Michael Hurt, over at Scribblings of the Metropolitician, has a lot of interesting things to say about North Korea a while ago... hold on...

here
http://metropolitician.blogs.com/scribblings_of_the_metrop/2006/02/thoughts_on_the.html
and here
http://metropolitician.blogs.com/scribblings_of_the_metrop/2007/06/marry_a_north_k.html
for starters

Anonymous said...

What, no Flight of the Conchords?

http://www.youtube.com/watch?v=shP1IRGigbo

cardigan stewz said...

South Korean men are required to serve in the military for two years at a salary of W50,000 per month, so why not have all South Korean women serve as factory workers for two years at W50,000 per month?

Roboseyo said...

try to stay on topic, there, c.s.

WC said...

lol cs is trolling... I think...

whether there would be a united Korea or not will probably be decided by the North Koreans. If they decide the cause a revolution and win, then asks South Korean gov't to help, the South Korean gov't probably would collaborate and think of a unification plan.
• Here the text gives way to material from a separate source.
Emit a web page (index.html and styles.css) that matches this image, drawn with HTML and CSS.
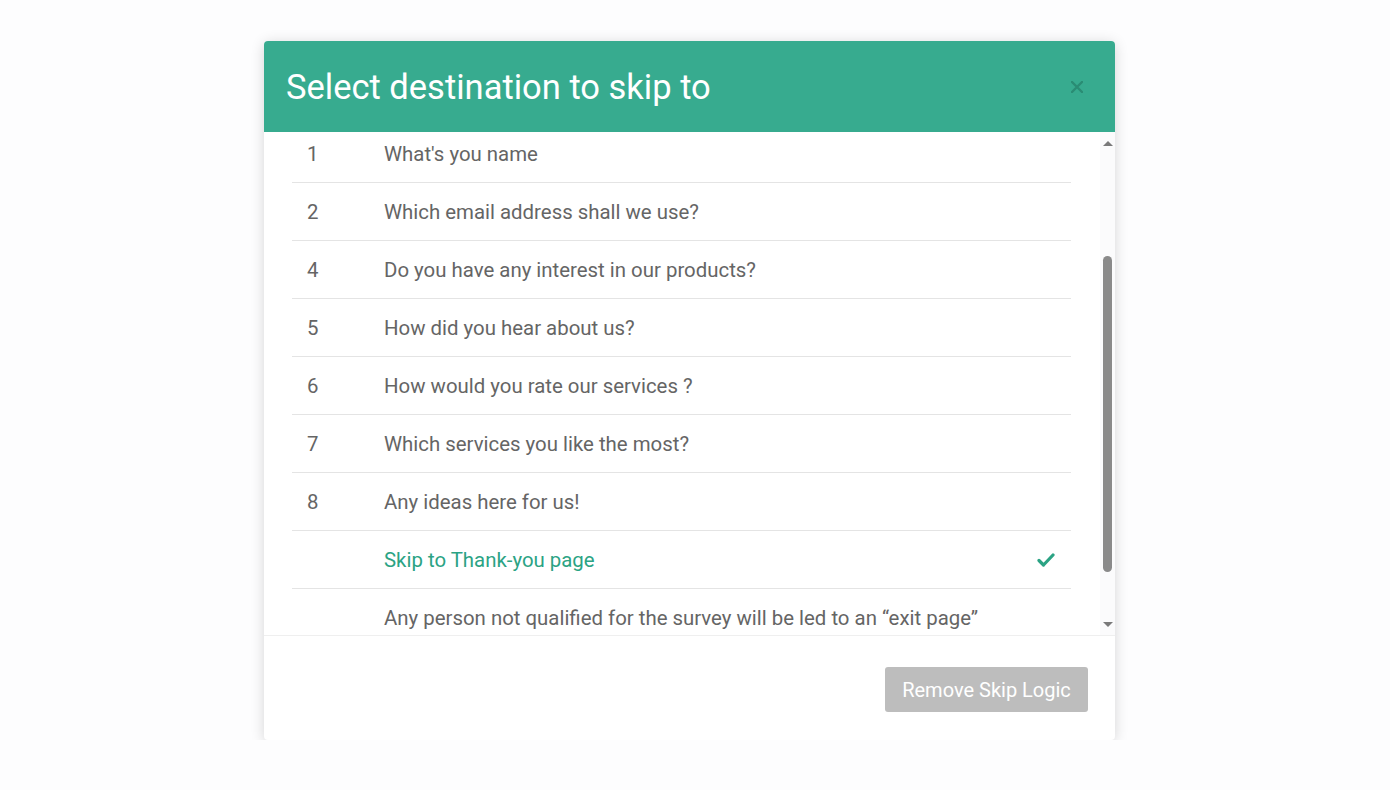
FILE: index.html
```html
<!DOCTYPE html>
<html lang="en">
<head>
  <meta charset="UTF-8">
  <meta name="viewport" content="width=device-width, initial-scale=1.0">
  <title>Select destination</title>
  <link rel="stylesheet" href="styles.css">
</head>
<body>
  <div class="page">
    <div class="modal">
      <div class="modal-header">
        <h1 class="modal-title">Select destination to skip to</h1>
        <svg class="close" width="12" height="12" viewBox="0 0 12 12">
          <path d="M1,1 L11,11 M11,1 L1,11" stroke="#2a8c74" stroke-width="2.4" stroke-linecap="round"/>
        </svg>
      </div>

      <div class="modal-body">
        <div class="list-wrap">
          <ul class="list">
            <li class="row"><span class="num">1</span><span class="label">What's you name</span></li>
            <li class="row"><span class="num">2</span><span class="label">Which email address shall we use?</span></li>
            <li class="row"><span class="num">4</span><span class="label">Do you have any interest in our products?</span></li>
            <li class="row"><span class="num">5</span><span class="label">How did you hear about us?</span></li>
            <li class="row"><span class="num">6</span><span class="label">How would you rate our services ?</span></li>
            <li class="row"><span class="num">7</span><span class="label">Which services you like the most?</span></li>
            <li class="row"><span class="num">8</span><span class="label">Any ideas here for us!</span></li>
            <li class="row selected">
              <span class="num"></span><span class="label">Skip to Thank-you page</span>
              <svg class="check" width="18" height="14" viewBox="0 0 18 14">
                <path d="M2,7.5 L6.5,12 L16,2" fill="none" stroke="#2ba384" stroke-width="3.2" stroke-linecap="round" stroke-linejoin="round"/>
              </svg>
            </li>
            <li class="row"><span class="num"></span><span class="label">Any person not qualified for the survey will be led to an “exit page”</span></li>
          </ul>
        </div>

        <div class="scrollbar">
          <div class="arrow"><span class="tri-up"></span></div>
          <div class="track"><div class="thumb"></div></div>
          <div class="arrow"><span class="tri-down"></span></div>
        </div>
      </div>

      <div class="modal-footer">
        <button class="btn-remove">Remove Skip Logic</button>
      </div>
    </div>
  </div>
</body>
</html>
```

FILE: styles.css
```css
body {
  margin: 0;
  background-color: #fdfdfe;
  font-family: Roboto, "Liberation Sans", sans-serif;
}

.page {
  padding: 41px 0 0 264px;
}

.modal {
  width: 851px;
  background: #fff;
  border-radius: 4px;
  box-shadow: 0 2px 14px rgba(0, 0, 0, 0.16);
  overflow: hidden;
}

.modal-header {
  height: 91px;
  background-color: #37ab8f;
  display: flex;
  align-items: center;
  justify-content: space-between;
  padding: 0 32px 0 22px;
}

.modal-title {
  margin: 0;
  color: #fff;
  font-size: 34.5px;
  font-weight: 400;
}

.modal-body {
  height: 503px;
  display: flex;
  border-bottom: 1px solid #efefef;
}

.list-wrap {
  flex: 1;
  overflow: hidden;
}

.list {
  list-style: none;
  margin: -7px 0 0;
  padding: 0 29px 0 28px;
}

.row {
  height: 57px;
  display: flex;
  align-items: center;
  border-bottom: 1px solid #e4e4e4;
  color: #656565;
  font-size: 20.4px;
}

.num {
  width: 77px;
  padding-left: 15px;
}

.label {
  flex: 1;
}

.selected .label {
  color: #2ba384;
}

.check {
  margin-right: 16px;
}

.scrollbar {
  width: 15px;
  display: flex;
  flex-direction: column;
  background: #fbfbfc;
}

.arrow {
  height: 22px;
  display: flex;
  align-items: center;
  justify-content: center;
}

.tri-up {
  width: 0;
  height: 0;
  border-left: 5px solid transparent;
  border-right: 5px solid transparent;
  border-bottom: 5px solid #7a7a7a;
}

.tri-down {
  width: 0;
  height: 0;
  border-left: 5px solid transparent;
  border-right: 5px solid transparent;
  border-top: 5px solid #7a7a7a;
}

.track {
  flex: 1;
  display: flex;
  justify-content: center;
}

.thumb {
  width: 9px;
  height: 316px;
  margin-top: 102px;
  border-radius: 5px;
  background: #8a8a8a;
}

.modal-footer {
  display: flex;
  justify-content: flex-end;
  padding: 31px 27px 28px;
}

.btn-remove {
  width: 203px;
  height: 45px;
  border: none;
  border-radius: 3px;
  background: #bdbdbd;
  color: #fff;
  font-family: Roboto, "Liberation Sans", sans-serif;
  font-size: 20px;
}
```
Personally, I think we need to unify. lol, I don't think Korea needs nukes. It would benefit our country overall in terms of economy.we can spend less on military, more on well being. And North Koreans can suffer less.

Charles said...

Here's a couple of examples of South Korea's "Charm Campaign" for unification I have noticed between my first job in Korea (mid 90s) and second (mid-00s): 1 the map used for the weather report has changed from a map of ONLY the south to (now) north and south with a mention of the weather in Pyongyang. I think its SBS(?) which uses a map that includes the ethnic Korean area of Manchuria too. 2 Written in English as "north Korea" (yes, small "n") signifies one Korea, not a north and south.